Besides galleries and studio spaces, the warehouse district has long been home to Bicas (Bicycle Inter-Community Art and Salvage), located at 44 W. Sixth St., and the headquarters of Flam Chen Pyrotechnic Theater. Flam Chen has frequently used the train platforms located just outside the Steinfeld Warehouse for its incendiary shows, and Aguirre says he hopes to encourage more performance artists to use the platforms as a venue.
The square footage of the new gallery space is comparable to that of Dinnerware’s current Fourth Avenue location, with the added asset of a loft space which will be used as an Art Resource Center. This space will provide computers, books, and publications for artists who want to accelerate their careers. “Artists who are new to Tucson, who maybe don’t even have access to the Internet, just don’t even know what’s out there,” says Shell. “So we’ll have computer stations for artists and students to look up galleries, studios, grants, residencies…It’ll be a great resource.” The directors of Dinnerware plan on facilitating panel discussions at the Art Resource Center that will help artists with everything from photographing their artwork to obtaining health insurance. Dinnerware’s directors hope that the Steinfeld Warehouse space will help Dinnerware fulfill its goal of being as much a source of support for artists as a place for them to sell their work.

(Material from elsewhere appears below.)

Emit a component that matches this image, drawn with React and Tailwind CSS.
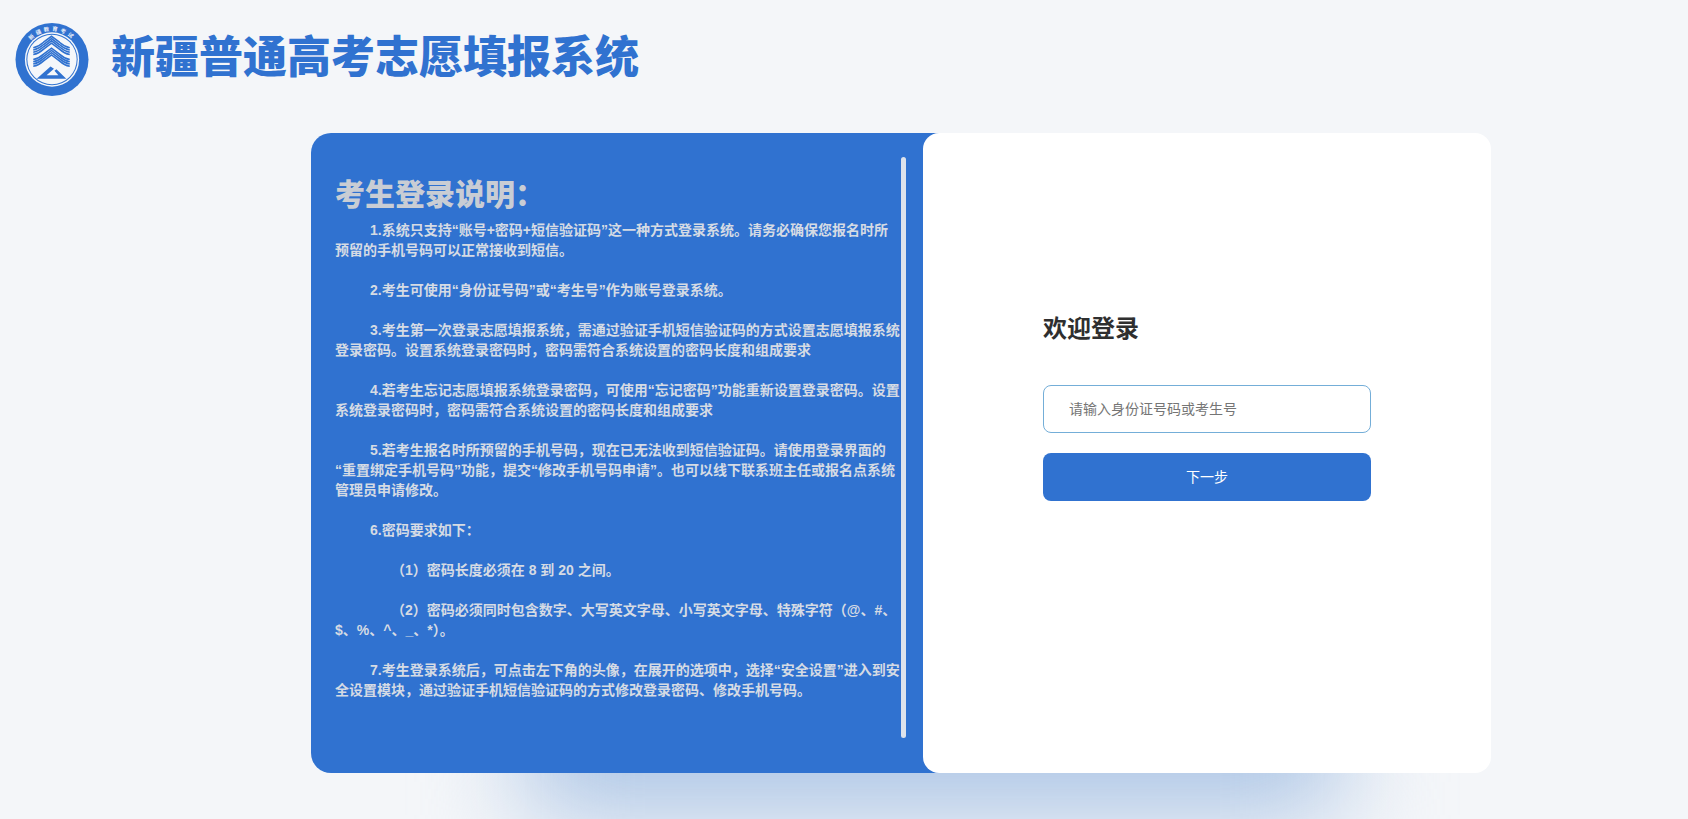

Dinnerware will open in its new neighborhood on September 3rd. “Vanishing Points”, the first exhibition at the new location, will feature the work of Michael Sherwin and Peter HappelChristian, two conceptual photography-based artists. Dinnerware’s move to the warehouse district may be the natural last step in a trend to make the area the focal point of Tucson’s art scene. With its latest relocation, one of Tucson’s oldest art galleries seems to have found a perfect niche.